SOURCE EXCERPT =
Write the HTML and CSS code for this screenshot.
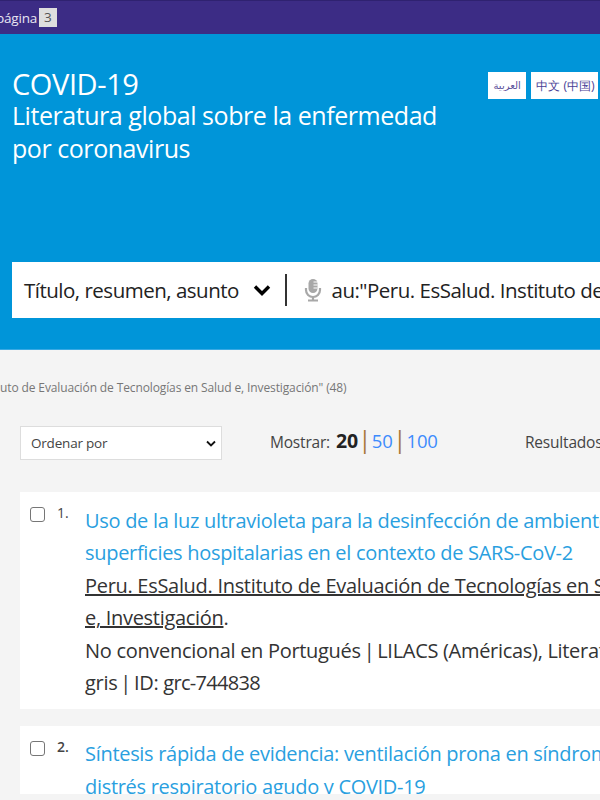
FILE: index.html
```html
<!DOCTYPE html>
<html lang="es">
<head>
<meta charset="utf-8">
<title>COVID-19</title>
<link rel="stylesheet" href="styles.css">
</head>
<body>
<div class="topbar"><span class="skip">página</span><kbd class="key">3</kbd></div>
<header class="hero">
  <div class="hero-top">
    <div class="brand">
      <div class="brand-title">COVID-19</div>
      <div class="brand-sub">Literatura global sobre la enfermedad<br>por coronavirus</div>
    </div>
    <div class="langs">
      <span class="lang lang-ar" lang="ar">العربية</span>
      <span class="lang">中文 (中国)</span>
    </div>
  </div>
  <div class="search">
    <span class="search-field">Título, resumen, asunto</span>
    <svg class="chevron" viewBox="0 0 18 12" width="18" height="12"><path d="M2 2.500l7 7 7-7" fill="none" stroke="#000" stroke-width="3.400"/></svg>
    <span class="divider"></span>
    <svg class="mic" viewBox="0 0 18 24" width="18" height="24"><rect x="4.500" y="1" width="9" height="14" rx="4.500" fill="#a8a8a8"/><path d="M9.500 4H13.500M9.500 7H13.500M9.500 10H13.500" stroke="#fff" stroke-width="1"/><path d="M2 10v2a7 7 0 0 0 14 0v-2" fill="none" stroke="#a8a8a8" stroke-width="2.200"/><path d="M9 19v3M4 22.500h10" fill="none" stroke="#a8a8a8" stroke-width="2.200"/></svg>
    <span class="query">au:"Peru. EsSalud. Instituto de Evaluación de Tecnologías en Salud e, Investigación"</span>
  </div>
</header>
<main class="main">
  <p class="crumb">uto de Evaluación de Tecnologías en Salud e, Investigación" (48)</p>
  <div class="tools">
    <div class="sort"><span>Ordenar por</span><svg viewBox="0 0 10 7" width="10" height="7"><path d="M1 1.500l4 4 4-4" fill="none" stroke="#111" stroke-width="1.800"/></svg></div>
    <div class="show"><span>Mostrar:</span><b class="show-on">20</b><span class="sep">|</span><a class="show-link">50</a><span class="sep">|</span><a class="show-link">100</a></div>
    <div class="results">Resultados 1 - 20 de 48</div>
  </div>
  <article class="card">
    <span class="check"></span>
    <span class="num">1.</span>
    <div class="body">
      <a class="title">Uso de la luz ultravioleta para la desinfección de ambientes y</a>
      <a class="title">superficies hospitalarias en el contexto de SARS-CoV-2</a>
      <div class="line"><u>Peru. EsSalud. Instituto de Evaluación de Tecnologías en Salud</u></div>
      <div class="line"><u>e, Investigación</u>.</div>
      <div class="line">No convencional en Portugués <span class="pipe">|</span> LILACS (Américas), Literatura</div>
      <div class="line">gris <span class="pipe">|</span> ID: <span class="id">grc-744838</span></div>
    </div>
  </article>
  <article class="card card-cut">
    <span class="check"></span>
    <span class="num num-b">2.</span>
    <div class="body">
      <a class="title">Síntesis rápida de evidencia: ventilación prona en síndrome de</a>
      <a class="title">distrés respiratorio agudo y COVID-19</a>
    </div>
  </article>
</main>
</body>
</html>
```

FILE: styles.css
```css
* { box-sizing: border-box; }
html, body { margin: 0; height: 800px; overflow: hidden; }
body { width: 600px; font-family: "Open Sans", sans-serif; background: #f4f4f4; color: #333; }
.topbar { height: 34px; background: #3c2c85; border-top: 1px solid #2f2270; display: flex; align-items: center; margin-left: -4px; color: #e8e6f2; font-size: 13.500px; letter-spacing: -0.200px; gap: 2px; }
.key { font: inherit; background: #dedede; color: #555; padding: 0 5px; height: 19px; line-height: 19px; }
.hero { height: 316px; background: #0095d9; padding: 35px 0 0 12px; border-bottom: 1px solid #39a9e3; }
.hero-top { display: flex; height: 193px; }
.brand { width: 476px; color: #fff; flex: none; }
.brand-title { font-size: 29px; line-height: 29px; letter-spacing: -0.400px; margin-bottom: 1px; }
.brand-sub { font-size: 25px; line-height: 33px; letter-spacing: -0.450px; }
.langs { display: flex; gap: 5px; padding-top: 3px; flex: none; }
.lang { background: #fff; height: 27px; line-height: 27px; padding: 0 3px 0 5px; font-size: 12.200px; color: #4a3f96; white-space: nowrap; }
.lang-ar { font-family: "DejaVu Sans", sans-serif; font-size: 10px; padding: 0 5.500px; color: #5a4f9a; }
.search { height: 56px; width: 900px; background: #fff; display: flex; align-items: center; color: #222; font-size: 20.500px; letter-spacing: -0.500px; white-space: nowrap; padding-bottom: 1px; }
.search-field { margin-left: 12px; width: 214px; flex: none; }
.chevron { margin-left: 15px; flex: none; }
.divider { width: 1.500px; height: 32px; background: #333; margin-left: 14px; flex: none; }
.mic { margin: 0 10px 0 17px; flex: none; }
.main { padding: 0 0 0 20px; }
.crumb { margin: 30px 0 0 -20px; font-size: 12px; line-height: 16px; letter-spacing: -0.120px; color: #777; white-space: nowrap; }
.tools { display: flex; align-items: center; margin-top: 30px; height: 34px; white-space: nowrap; font-size: 15.500px; letter-spacing: -0.200px; }
.sort { width: 202px; flex: none; height: 34px; background: #fff; border: 1px solid #ddd; display: flex; align-items: center; justify-content: space-between; padding: 0 5px 0 10px; color: #444; font-size: 13.500px; }
.show { margin: 0 0 5px 48px; width: 255px; flex: none; color: #444; display: flex; align-items: baseline; gap: 6px; }
.show-on { color: #222; font-size: 19.500px; }
.show-link { color: #3d8bfd; font-size: 18.500px; }
.sep { color: #a8773a; font-size: 24px; line-height: 24px; width: 2px; display: flex; justify-content: center; }
.results { color: #444; margin-bottom: 2px; }
.card { width: 800px; background: #fff; display: flex; margin-top: 17px; padding: 11px 10px 8.900px 10px; }
.tools + .card { margin-top: 32px; }
.card-cut { height: 68px; overflow: hidden; padding-bottom: 0; }
.check { width: 15px; height: 15px; border: 1.500px solid #767676; border-radius: 3px; background: #fff; margin-top: 4px; flex: none; }
.num { width: 40px; margin: 1px 0 0 12px; font-size: 14px; line-height: 18px; color: #444; flex: none; }
.num-b { font-weight: 600; }
.body { font-size: 20px; line-height: 32.600px; letter-spacing: -0.300px; white-space: nowrap; margin: 1.500px 0 0 -12px; }
.title { display: block; color: #2a9fdf; }
.line { color: #333; }
.pipe { margin: 0 -2px; }
.id { letter-spacing: -0.700px; }
```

WRITTEN REQUEST = Pictures are to be left out; repeat all the remaining data exactly.

THE RESPONSE =
Write the HTML and CSS code for this screenshot.
FILE: index.html
```html
<!DOCTYPE html>
<html lang="es">
<head>
<meta charset="utf-8">
<title>COVID-19</title>
<link rel="stylesheet" href="styles.css">
</head>
<body>
<div class="topbar"><span class="skip">página</span><kbd class="key">3</kbd></div>
<header class="hero">
  <div class="hero-top">
    <div class="brand">
      <div class="brand-title">COVID-19</div>
      <div class="brand-sub">Literatura global sobre la enfermedad<br>por coronavirus</div>
    </div>
    <div class="langs">
      <span class="lang lang-ar" lang="ar">العربية</span>
      <span class="lang">中文 (中国)</span>
    </div>
  </div>
  <div class="search">
    <span class="search-field">Título, resumen, asunto</span>
    <svg class="chevron" viewBox="0 0 18 12" width="18" height="12"><path d="M2 2.500l7 7 7-7" fill="none" stroke="#000" stroke-width="3.400"/></svg>
    <span class="divider"></span>
    <svg class="mic" viewBox="0 0 18 24" width="18" height="24"><rect x="4.500" y="1" width="9" height="14" rx="4.500" fill="#a8a8a8"/><path d="M9.500 4H13.500M9.500 7H13.500M9.500 10H13.500" stroke="#fff" stroke-width="1"/><path d="M2 10v2a7 7 0 0 0 14 0v-2" fill="none" stroke="#a8a8a8" stroke-width="2.200"/><path d="M9 19v3M4 22.500h10" fill="none" stroke="#a8a8a8" stroke-width="2.200"/></svg>
    <span class="query">au:"Peru. EsSalud. Instituto de Evaluación de Tecnologías en Salud e, Investigación"</span>
  </div>
</header>
<main class="main">
  <p class="crumb">uto de Evaluación de Tecnologías en Salud e, Investigación" (48)</p>
  <div class="tools">
    <div class="sort"><span>Ordenar por</span><svg viewBox="0 0 10 7" width="10" height="7"><path d="M1 1.500l4 4 4-4" fill="none" stroke="#111" stroke-width="1.800"/></svg></div>
    <div class="show"><span>Mostrar:</span><b class="show-on">20</b><span class="sep">|</span><a class="show-link">50</a><span class="sep">|</span><a class="show-link">100</a></div>
    <div class="results">Resultados 1 - 20 de 48</div>
  </div>
  <article class="card">
    <span class="check"></span>
    <span class="num">1.</span>
    <div class="body">
      <a class="title">Uso de la luz ultravioleta para la desinfección de ambientes y</a>
      <a class="title">superficies hospitalarias en el contexto de SARS-CoV-2</a>
      <div class="line"><u>Peru. EsSalud. Instituto de Evaluación de Tecnologías en Salud</u></div>
      <div class="line"><u>e, Investigación</u>.</div>
      <div class="line">No convencional en Portugués <span class="pipe">|</span> LILACS (Américas), Literatura</div>
      <div class="line">gris <span class="pipe">|</span> ID: <span class="id">grc-744838</span></div>
    </div>
  </article>
  <article class="card card-cut">
    <span class="check"></span>
    <span class="num num-b">2.</span>
    <div class="body">
      <a class="title">Síntesis rápida de evidencia: ventilación prona en síndrome de</a>
      <a class="title">distrés respiratorio agudo y COVID-19</a>
    </div>
  </article>
</main>
</body>
</html>
```

FILE: styles.css
```css
* { box-sizing: border-box; }
html, body { margin: 0; height: 800px; overflow: hidden; }
body { width: 600px; font-family: "Open Sans", sans-serif; background: #f4f4f4; color: #333; }
.topbar { height: 34px; background: #3c2c85; border-top: 1px solid #2f2270; display: flex; align-items: center; margin-left: -4px; color: #e8e6f2; font-size: 13.500px; letter-spacing: -0.200px; gap: 2px; }
.key { font: inherit; background: #dedede; color: #555; padding: 0 5px; height: 19px; line-height: 19px; }
.hero { height: 316px; background: #0095d9; padding: 35px 0 0 12px; border-bottom: 1px solid #39a9e3; }
.hero-top { display: flex; height: 193px; }
.brand { width: 476px; color: #fff; flex: none; }
.brand-title { font-size: 29px; line-height: 29px; letter-spacing: -0.400px; margin-bottom: 1px; }
.brand-sub { font-size: 25px; line-height: 33px; letter-spacing: -0.450px; }
.langs { display: flex; gap: 5px; padding-top: 3px; flex: none; }
.lang { background: #fff; height: 27px; line-height: 27px; padding: 0 3px 0 5px; font-size: 12.200px; color: #4a3f96; white-space: nowrap; }
.lang-ar { font-family: "DejaVu Sans", sans-serif; font-size: 10px; padding: 0 5.500px; color: #5a4f9a; }
.search { height: 56px; width: 900px; background: #fff; display: flex; align-items: center; color: #222; font-size: 20.500px; letter-spacing: -0.500px; white-space: nowrap; padding-bottom: 1px; }
.search-field { margin-left: 12px; width: 214px; flex: none; }
.chevron { margin-left: 15px; flex: none; }
.divider { width: 1.500px; height: 32px; background: #333; margin-left: 14px; flex: none; }
.mic { margin: 0 10px 0 17px; flex: none; }
.main { padding: 0 0 0 20px; }
.crumb { margin: 30px 0 0 -20px; font-size: 12px; line-height: 16px; letter-spacing: -0.120px; color: #777; white-space: nowrap; }
.tools { display: flex; align-items: center; margin-top: 30px; height: 34px; white-space: nowrap; font-size: 15.500px; letter-spacing: -0.200px; }
.sort { width: 202px; flex: none; height: 34px; background: #fff; border: 1px solid #ddd; display: flex; align-items: center; justify-content: space-between; padding: 0 5px 0 10px; color: #444; font-size: 13.500px; }
.show { margin: 0 0 5px 48px; width: 255px; flex: none; color: #444; display: flex; align-items: baseline; gap: 6px; }
.show-on { color: #222; font-size: 19.500px; }
.show-link { color: #3d8bfd; font-size: 18.500px; }
.sep { color: #a8773a; font-size: 24px; line-height: 24px; width: 2px; display: flex; justify-content: center; }
.results { color: #444; margin-bottom: 2px; }
.card { width: 800px; background: #fff; display: flex; margin-top: 17px; padding: 11px 10px 8.900px 10px; }
.tools + .card { margin-top: 32px; }
.card-cut { height: 68px; overflow: hidden; padding-bottom: 0; }
.check { width: 15px; height: 15px; border: 1.500px solid #767676; border-radius: 3px; background: #fff; margin-top: 4px; flex: none; }
.num { width: 40px; margin: 1px 0 0 12px; font-size: 14px; line-height: 18px; color: #444; flex: none; }
.num-b { font-weight: 600; }
.body { font-size: 20px; line-height: 32.600px; letter-spacing: -0.300px; white-space: nowrap; margin: 1.500px 0 0 -12px; }
.title { display: block; color: #2a9fdf; }
.line { color: #333; }
.pipe { margin: 0 -2px; }
.id { letter-spacing: -0.700px; }
```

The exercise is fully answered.